Working the Night Shift Increases Cancer Risk
Altered circadian rhythm seen to increase aggressive tumor growth.
A recent study found that night shift workers are more likely to develop cancer due to a disruption in the body’s circadian rhythm.
A study published in Cell Metabolism found that disrupting the circadian rhythm can inhibit 2 tumor suppressor genes and can lead to tumor growth. The circadian rhythm is composed of 20,000 nerve cells in the brain called the suprachiasmatic nucleus (SCN), which is located in the hypothalamus.
The SCN receives information from the retina about levels of lightness and darkness, and then sends this information to other cells, according to the study.
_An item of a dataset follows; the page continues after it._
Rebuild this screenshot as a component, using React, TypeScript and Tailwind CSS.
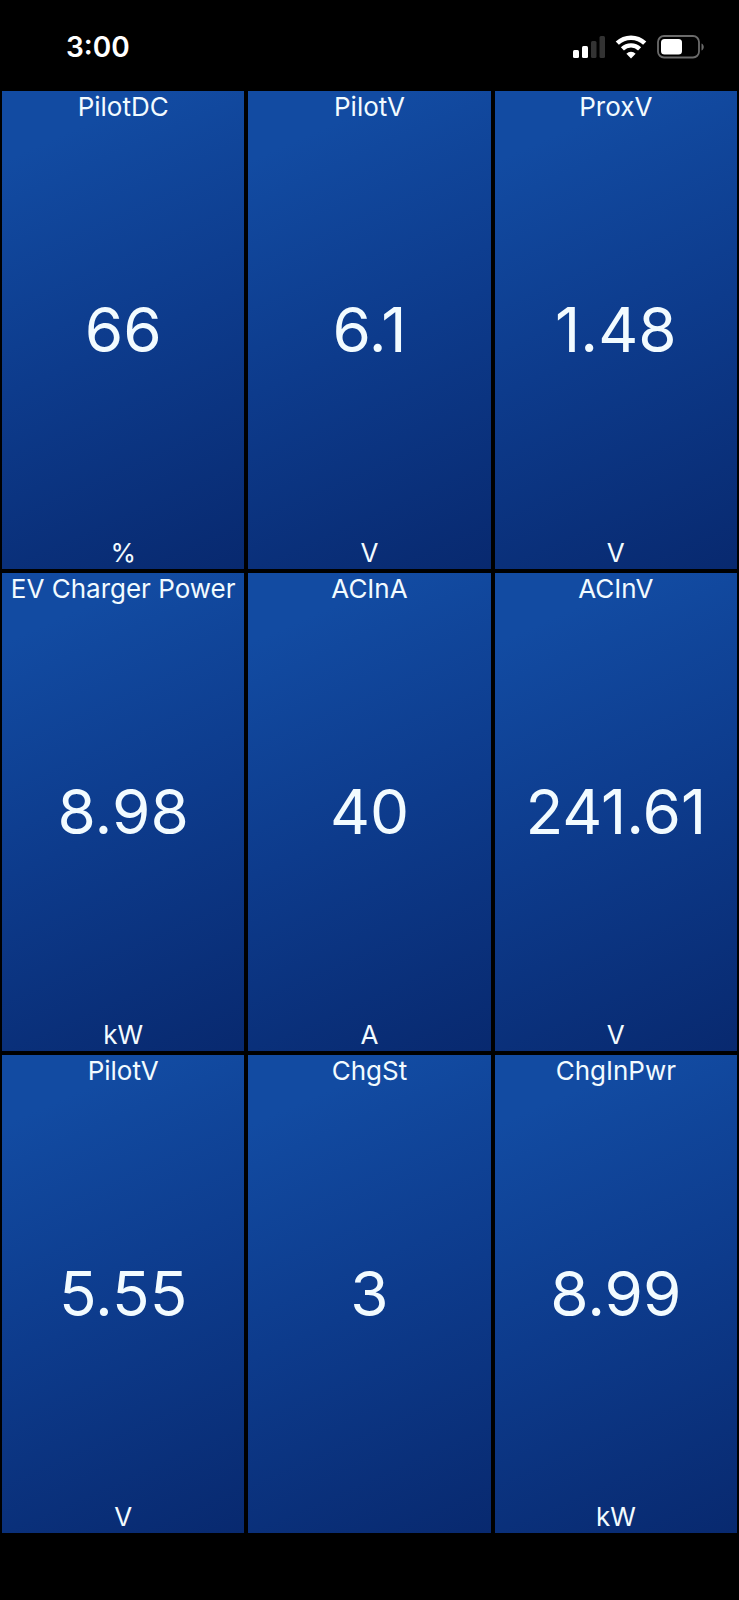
type Gauge = {
  title: string;
  value: string;
  unit?: string;
};

const gauges: Gauge[] = [
  { title: 'PilotDC', value: '66', unit: '%' },
  { title: 'PilotV', value: '6.1', unit: 'V' },
  { title: 'ProxV', value: '1.48', unit: 'V' },
  { title: 'EV Charger Power', value: '8.98', unit: 'kW' },
  { title: 'ACInA', value: '40', unit: 'A' },
  { title: 'ACInV', value: '241.61', unit: 'V' },
  { title: 'PilotV', value: '5.55', unit: 'V' },
  { title: 'ChgSt', value: '3' },
  { title: 'ChgInPwr', value: '8.99', unit: 'kW' },
];

function SignalIcon() {
  return (
    <svg width="34" height="24" viewBox="0 0 34 24" aria-label="Signal">
      <rect x="2" y="15" width="6" height="8" rx="1.5" fill="#fff" />
      <rect x="11" y="11" width="6" height="12" rx="1.5" fill="#fff" />
      <rect x="20" y="6" width="5.500" height="17" rx="1.500" fill="#333" />
      <rect x="28.500" y="1" width="5.500" height="22" rx="1.500" fill="#333" />
    </svg>
  );
}

function WifiIcon() {
  return (
    <svg width="32" height="24" viewBox="0 0 32 24" fill="none" aria-label="Wi-Fi">
      <path d="M2.3 8.2a19.8 19.8 0 0 1 27.4 0" stroke="#fff" strokeWidth="4.6" />
      <path d="M7.4 13.8a12.4 12.4 0 0 1 17.2 0" stroke="#fff" strokeWidth="4.4" />
      <path d="M16 23.4l-4.6-4.7a6.6 6.6 0 0 1 9.2 0z" fill="#fff" />
    </svg>
  );
}

function BatteryIcon() {
  return (
    <svg width="48" height="24" viewBox="0 0 48 24" fill="none" aria-label="Battery">
      <rect x="1" y="1" width="41" height="21.5" rx="6" stroke="#6b6b6b" strokeWidth="1.8" />
      <rect x="4" y="4" width="21" height="15.5" rx="3.5" fill="#fff" />
      <path d="M44.500 8.500c3 1.200 3 5.800 0 7z" fill="#6b6b6b" />
    </svg>
  );
}

function StatusBar() {
  return (
    <header className="flex h-[91px] shrink-0 items-center justify-between pt-[2px] pr-[34px] pl-[66px]">
      <time className="text-[28px] leading-9 font-semibold">3:00</time>
      <div className="flex items-center gap-[10px]">
        <SignalIcon />
        <WifiIcon />
        <BatteryIcon />
      </div>
    </header>
  );
}

function GaugeTile({ title, value, unit }: Gauge) {
  return (
    <section className="flex flex-col items-center justify-between bg-linear-[156deg] from-[#124ba2] from-12% via-[#0d3b8c] via-52% to-[#08296f] text-[#f2fbff]">
      <h2 className="text-[26px] leading-8 whitespace-nowrap">{title}</h2>
      <p className="text-[62px] leading-none">{value}</p>
      <p className="h-8 text-[26px] leading-8">{unit}</p>
    </section>
  );
}

export default function App() {
  return (
    <div className="flex min-h-screen flex-col bg-black font-['Inter',sans-serif] text-white">
      <StatusBar />
      <main className="grid flex-1 grid-cols-3 grid-rows-3 gap-1 px-[2px]">
        {gauges.map((gauge, i) => (
          <GaugeTile key={i} {...gauge} />
        ))}
      </main>
      {/* Home indicator area */}
      <footer className="h-[67px] shrink-0" />
    </div>
  );
}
Researchers found that the gene Bmal1 activates Per2, which then turns on processes regulated by the circadian rhythm such as cell division and metabolism.
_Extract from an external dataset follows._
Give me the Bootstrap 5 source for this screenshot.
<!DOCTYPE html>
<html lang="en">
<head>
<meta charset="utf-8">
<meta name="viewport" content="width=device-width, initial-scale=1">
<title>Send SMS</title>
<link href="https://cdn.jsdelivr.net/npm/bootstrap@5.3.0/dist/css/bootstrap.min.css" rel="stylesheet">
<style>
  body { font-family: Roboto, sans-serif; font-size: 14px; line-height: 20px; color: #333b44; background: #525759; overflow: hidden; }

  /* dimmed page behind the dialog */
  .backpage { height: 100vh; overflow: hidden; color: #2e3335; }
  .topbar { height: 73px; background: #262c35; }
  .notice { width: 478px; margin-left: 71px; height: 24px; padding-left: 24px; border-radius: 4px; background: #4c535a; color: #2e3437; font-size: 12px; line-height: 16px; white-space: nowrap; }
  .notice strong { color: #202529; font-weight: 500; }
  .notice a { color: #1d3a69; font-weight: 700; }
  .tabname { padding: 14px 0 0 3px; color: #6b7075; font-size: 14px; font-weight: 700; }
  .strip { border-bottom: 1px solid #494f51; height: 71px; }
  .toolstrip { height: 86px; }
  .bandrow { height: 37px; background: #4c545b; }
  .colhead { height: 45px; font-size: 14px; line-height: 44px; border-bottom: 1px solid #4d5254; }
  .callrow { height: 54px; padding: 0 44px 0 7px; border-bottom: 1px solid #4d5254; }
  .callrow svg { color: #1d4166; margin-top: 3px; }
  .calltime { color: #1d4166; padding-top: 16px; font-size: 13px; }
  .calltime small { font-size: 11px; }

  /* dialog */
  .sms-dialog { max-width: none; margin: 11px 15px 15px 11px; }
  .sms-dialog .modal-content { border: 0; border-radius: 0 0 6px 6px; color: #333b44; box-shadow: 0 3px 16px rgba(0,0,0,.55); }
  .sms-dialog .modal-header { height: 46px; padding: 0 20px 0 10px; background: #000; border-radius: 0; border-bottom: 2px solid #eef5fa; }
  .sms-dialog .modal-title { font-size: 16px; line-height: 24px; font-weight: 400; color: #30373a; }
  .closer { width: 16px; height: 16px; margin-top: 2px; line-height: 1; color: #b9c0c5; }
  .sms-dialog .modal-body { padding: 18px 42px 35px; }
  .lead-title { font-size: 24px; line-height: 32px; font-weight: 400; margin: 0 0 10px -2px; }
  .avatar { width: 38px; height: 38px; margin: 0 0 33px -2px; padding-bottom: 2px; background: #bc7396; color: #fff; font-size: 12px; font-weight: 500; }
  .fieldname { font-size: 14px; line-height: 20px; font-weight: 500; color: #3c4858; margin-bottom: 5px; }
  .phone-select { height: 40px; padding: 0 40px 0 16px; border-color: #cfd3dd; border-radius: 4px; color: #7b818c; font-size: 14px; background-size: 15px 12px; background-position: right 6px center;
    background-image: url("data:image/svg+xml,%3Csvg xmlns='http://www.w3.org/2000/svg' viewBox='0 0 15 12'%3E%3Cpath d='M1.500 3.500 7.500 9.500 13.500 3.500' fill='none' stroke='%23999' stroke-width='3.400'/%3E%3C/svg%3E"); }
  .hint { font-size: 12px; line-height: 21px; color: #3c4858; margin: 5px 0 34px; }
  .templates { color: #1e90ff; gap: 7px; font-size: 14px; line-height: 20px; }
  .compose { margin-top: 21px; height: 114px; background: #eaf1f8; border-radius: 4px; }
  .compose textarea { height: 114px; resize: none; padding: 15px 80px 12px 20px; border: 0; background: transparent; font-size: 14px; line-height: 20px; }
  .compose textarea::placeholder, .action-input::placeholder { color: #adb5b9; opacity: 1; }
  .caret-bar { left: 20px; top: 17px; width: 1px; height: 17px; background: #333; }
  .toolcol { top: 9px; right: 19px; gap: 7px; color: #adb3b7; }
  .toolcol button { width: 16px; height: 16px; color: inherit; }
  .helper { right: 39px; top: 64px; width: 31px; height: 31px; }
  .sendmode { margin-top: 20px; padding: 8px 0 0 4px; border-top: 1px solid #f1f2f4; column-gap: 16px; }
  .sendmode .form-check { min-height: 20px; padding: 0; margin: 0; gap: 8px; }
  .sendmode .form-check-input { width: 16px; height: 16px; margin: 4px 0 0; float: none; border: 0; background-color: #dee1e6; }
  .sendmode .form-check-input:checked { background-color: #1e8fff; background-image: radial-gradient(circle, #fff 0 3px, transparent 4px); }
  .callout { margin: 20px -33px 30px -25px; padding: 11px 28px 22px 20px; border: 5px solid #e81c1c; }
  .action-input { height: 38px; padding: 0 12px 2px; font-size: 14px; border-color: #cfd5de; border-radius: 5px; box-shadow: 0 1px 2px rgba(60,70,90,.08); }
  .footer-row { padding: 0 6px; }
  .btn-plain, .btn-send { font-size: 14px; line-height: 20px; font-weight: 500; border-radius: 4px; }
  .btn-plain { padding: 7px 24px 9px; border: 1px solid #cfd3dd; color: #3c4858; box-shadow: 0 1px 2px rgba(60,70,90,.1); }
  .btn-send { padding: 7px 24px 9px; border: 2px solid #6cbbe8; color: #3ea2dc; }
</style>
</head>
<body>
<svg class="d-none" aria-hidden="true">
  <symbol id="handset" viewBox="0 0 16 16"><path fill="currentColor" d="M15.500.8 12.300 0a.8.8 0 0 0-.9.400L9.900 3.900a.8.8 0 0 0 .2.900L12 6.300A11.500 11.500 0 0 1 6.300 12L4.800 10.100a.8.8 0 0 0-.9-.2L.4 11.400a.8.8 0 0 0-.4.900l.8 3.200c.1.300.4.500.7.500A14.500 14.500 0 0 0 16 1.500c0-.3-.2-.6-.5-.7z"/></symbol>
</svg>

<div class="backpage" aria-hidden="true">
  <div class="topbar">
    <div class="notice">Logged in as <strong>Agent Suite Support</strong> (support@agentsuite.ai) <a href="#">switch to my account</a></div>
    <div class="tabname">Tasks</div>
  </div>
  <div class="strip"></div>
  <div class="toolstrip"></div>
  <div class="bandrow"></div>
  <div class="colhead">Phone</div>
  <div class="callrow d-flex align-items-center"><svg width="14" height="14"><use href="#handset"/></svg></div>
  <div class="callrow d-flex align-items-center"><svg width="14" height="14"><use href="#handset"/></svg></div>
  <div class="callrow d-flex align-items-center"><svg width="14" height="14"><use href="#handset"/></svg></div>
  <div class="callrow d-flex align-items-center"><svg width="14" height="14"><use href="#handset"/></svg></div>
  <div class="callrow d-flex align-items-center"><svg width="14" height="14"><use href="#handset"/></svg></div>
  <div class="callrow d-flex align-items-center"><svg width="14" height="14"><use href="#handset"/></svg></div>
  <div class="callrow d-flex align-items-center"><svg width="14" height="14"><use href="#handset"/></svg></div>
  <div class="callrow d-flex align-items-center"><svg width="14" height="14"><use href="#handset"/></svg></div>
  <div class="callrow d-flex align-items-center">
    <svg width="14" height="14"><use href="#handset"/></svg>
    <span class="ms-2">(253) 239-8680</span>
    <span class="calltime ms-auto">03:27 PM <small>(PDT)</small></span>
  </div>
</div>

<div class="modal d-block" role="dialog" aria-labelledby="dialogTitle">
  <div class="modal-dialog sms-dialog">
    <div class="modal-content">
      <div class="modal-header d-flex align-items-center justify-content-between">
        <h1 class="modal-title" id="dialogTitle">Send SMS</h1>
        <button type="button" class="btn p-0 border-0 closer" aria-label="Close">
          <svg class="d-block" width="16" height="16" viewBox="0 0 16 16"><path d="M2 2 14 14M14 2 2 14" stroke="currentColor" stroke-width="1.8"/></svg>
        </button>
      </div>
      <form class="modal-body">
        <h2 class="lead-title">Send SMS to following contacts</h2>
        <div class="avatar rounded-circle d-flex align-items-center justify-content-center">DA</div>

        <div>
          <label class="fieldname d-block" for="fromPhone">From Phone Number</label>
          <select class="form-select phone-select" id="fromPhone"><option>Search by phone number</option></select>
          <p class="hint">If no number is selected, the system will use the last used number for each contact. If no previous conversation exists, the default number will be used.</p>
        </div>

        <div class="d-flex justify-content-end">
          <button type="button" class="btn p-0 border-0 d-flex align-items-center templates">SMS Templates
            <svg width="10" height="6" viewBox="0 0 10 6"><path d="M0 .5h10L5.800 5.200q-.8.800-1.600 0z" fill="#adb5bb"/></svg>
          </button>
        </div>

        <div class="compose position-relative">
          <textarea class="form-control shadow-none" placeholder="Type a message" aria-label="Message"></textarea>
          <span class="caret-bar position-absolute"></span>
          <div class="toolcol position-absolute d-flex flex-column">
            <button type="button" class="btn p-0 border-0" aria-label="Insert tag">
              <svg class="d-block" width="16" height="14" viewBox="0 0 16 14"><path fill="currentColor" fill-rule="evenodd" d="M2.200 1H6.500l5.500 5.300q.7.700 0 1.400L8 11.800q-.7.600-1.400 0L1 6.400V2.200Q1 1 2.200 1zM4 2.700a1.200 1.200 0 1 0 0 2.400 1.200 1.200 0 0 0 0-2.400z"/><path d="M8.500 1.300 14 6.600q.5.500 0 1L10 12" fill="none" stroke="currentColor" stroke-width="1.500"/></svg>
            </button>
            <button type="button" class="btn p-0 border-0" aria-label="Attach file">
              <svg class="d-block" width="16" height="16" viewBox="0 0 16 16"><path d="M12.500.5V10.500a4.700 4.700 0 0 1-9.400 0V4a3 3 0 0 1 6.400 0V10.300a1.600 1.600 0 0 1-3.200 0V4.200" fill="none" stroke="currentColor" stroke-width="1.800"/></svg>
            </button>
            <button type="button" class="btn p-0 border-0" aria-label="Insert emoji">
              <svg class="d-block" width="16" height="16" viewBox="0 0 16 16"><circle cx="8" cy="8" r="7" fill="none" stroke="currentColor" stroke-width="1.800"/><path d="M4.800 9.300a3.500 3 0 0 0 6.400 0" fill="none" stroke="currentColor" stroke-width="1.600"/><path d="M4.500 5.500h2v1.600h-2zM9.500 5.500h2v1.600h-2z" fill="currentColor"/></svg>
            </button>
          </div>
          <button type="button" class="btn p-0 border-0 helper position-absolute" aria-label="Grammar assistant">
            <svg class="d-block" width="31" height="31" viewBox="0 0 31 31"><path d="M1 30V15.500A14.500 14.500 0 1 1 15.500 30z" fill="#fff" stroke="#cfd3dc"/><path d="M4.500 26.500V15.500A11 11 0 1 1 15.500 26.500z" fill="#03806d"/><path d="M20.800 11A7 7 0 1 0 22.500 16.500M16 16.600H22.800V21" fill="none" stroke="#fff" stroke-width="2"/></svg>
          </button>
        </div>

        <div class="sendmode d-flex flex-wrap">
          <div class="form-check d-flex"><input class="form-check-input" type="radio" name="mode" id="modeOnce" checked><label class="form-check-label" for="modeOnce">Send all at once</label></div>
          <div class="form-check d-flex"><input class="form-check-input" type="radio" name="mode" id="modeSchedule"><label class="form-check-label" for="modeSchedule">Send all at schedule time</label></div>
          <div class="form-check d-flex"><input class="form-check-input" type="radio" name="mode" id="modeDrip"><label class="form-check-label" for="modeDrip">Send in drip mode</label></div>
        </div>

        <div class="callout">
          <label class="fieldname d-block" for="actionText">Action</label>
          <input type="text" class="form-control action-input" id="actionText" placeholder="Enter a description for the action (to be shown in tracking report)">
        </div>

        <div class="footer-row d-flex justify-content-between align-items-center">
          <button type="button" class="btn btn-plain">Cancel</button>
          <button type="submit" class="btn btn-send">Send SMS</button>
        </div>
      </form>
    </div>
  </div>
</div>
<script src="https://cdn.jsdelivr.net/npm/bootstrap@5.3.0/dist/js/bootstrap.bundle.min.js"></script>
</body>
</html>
The proteins that are encoded by these genes fluctuate throughout the day but stop if light and dark cycles are disrupted, according to the study.
"Cells need the light cue, which is like a reset button for the clock,” said lead author of the study Thales Papagiannakopoulos, PhD. “When you lose that cue, you lose the normal rhythms in every cell in your body.”
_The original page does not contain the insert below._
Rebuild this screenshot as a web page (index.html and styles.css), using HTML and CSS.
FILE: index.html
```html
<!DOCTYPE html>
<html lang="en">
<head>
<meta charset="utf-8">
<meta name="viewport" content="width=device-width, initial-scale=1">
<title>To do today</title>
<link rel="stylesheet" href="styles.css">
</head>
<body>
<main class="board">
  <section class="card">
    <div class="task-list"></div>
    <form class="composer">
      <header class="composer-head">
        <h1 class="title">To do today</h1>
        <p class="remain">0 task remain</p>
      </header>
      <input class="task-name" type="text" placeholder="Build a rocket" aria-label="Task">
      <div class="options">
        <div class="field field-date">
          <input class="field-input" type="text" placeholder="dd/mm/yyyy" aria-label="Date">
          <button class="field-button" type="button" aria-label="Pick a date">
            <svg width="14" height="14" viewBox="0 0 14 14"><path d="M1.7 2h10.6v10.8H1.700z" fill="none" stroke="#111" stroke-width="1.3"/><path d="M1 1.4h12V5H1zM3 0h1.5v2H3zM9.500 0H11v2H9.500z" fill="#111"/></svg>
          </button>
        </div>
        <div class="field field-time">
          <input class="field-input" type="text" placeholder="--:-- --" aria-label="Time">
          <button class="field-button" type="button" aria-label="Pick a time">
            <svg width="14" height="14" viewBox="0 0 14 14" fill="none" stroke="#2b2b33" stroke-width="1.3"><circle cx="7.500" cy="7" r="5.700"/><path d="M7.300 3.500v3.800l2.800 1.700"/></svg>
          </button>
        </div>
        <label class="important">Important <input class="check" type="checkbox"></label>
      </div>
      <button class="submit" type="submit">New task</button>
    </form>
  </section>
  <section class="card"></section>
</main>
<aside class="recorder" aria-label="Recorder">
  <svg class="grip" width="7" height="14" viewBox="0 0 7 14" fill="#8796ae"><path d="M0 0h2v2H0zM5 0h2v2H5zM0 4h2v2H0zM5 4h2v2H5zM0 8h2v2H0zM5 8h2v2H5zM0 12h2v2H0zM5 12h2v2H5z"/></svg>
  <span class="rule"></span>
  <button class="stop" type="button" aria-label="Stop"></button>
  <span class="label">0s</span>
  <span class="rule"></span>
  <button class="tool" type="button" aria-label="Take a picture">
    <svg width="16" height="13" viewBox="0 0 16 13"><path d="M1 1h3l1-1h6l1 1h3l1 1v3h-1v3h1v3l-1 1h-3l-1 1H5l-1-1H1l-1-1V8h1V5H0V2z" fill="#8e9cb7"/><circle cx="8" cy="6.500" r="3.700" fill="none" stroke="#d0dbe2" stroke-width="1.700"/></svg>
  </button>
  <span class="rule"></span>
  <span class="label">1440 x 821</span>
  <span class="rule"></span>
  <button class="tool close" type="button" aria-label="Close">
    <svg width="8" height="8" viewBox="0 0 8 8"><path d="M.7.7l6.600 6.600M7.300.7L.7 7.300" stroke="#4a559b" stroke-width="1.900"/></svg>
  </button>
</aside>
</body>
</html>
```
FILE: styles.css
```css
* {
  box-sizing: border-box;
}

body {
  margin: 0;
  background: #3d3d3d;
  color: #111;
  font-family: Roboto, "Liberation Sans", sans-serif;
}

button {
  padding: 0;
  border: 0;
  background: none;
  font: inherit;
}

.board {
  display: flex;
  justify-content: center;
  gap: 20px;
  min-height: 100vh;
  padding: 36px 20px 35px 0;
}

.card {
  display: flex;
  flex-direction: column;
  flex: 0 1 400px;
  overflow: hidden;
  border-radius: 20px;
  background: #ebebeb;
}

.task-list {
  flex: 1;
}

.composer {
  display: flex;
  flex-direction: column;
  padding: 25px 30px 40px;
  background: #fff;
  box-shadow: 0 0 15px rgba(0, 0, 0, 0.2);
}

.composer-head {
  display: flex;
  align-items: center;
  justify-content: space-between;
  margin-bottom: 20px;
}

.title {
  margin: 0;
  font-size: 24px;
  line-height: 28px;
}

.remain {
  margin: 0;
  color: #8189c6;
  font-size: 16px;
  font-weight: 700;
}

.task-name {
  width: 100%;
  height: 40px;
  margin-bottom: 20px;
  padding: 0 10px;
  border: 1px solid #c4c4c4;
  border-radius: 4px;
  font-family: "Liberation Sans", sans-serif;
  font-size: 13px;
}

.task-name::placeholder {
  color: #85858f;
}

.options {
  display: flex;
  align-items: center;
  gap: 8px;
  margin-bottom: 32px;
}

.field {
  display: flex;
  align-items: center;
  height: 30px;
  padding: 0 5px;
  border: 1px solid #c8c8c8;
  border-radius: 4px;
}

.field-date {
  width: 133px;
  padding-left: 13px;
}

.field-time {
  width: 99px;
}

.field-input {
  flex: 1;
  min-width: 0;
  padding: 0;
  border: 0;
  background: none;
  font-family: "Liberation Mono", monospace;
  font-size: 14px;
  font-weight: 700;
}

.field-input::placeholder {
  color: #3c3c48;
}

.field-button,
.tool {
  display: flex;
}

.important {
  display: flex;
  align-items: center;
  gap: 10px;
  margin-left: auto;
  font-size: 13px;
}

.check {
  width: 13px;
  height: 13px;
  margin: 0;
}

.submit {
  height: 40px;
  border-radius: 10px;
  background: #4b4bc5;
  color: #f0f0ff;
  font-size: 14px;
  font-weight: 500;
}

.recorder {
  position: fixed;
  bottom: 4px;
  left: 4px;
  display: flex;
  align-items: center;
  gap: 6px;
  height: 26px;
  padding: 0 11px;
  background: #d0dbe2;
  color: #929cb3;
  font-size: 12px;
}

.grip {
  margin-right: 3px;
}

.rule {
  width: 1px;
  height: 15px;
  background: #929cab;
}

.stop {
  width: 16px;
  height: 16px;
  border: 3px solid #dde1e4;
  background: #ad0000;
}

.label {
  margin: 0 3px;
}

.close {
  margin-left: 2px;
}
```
In the study, researchers used mouse models of non-small cell lung cancer, and analyzed how different dark and light schedules affected gene activity and tumor growth. In first group, the mice were exposed to a normal light and dark schedules consisting of 12 hours of each.
In the second group, mice were on a jet lag schedule where they were exposed to an additional 8 hours of light every 2 to 3 days. The jet lag group experienced circadian rhythm disruption similar to humans who work night shifts.
Researchers found that mice on the jet lag schedule had faster and more aggressive tumor growth. Next, researchers removed Bmal1 and Per2 from mice, and then exposed them to normal light and dark schedules. They discovered rapid tumor growth.
“If you disrupt these genes in every cell of the body, the light cues that you normally receive do not apply,” Dr Papagiannakopoulos said. “It's a way of taking a molecular hammer and just breaking this clock.”
Investigators discovered that Bmal1 and Per2 genes regulate the production of c-myc, a protein that promotes cancer growth. They then examined samples of human lung tumors, and found low levels of Bmal1 and Per2.
They also discovered low levels of other genes that regulate circadian rhythm. Researchers plan to study whether this may affect other cancers, as well.
“We demonstrate that both physiologic perturbation (jet lag) and genetic mutation of the central circadian clock components decreased survival and promoted lung tumor growth and progression,” Dr Papagiannakopoulos concluded. “Our findings demonstrate that both systemic and somatic disruption of circadian rhythms contribute to cancer progression.”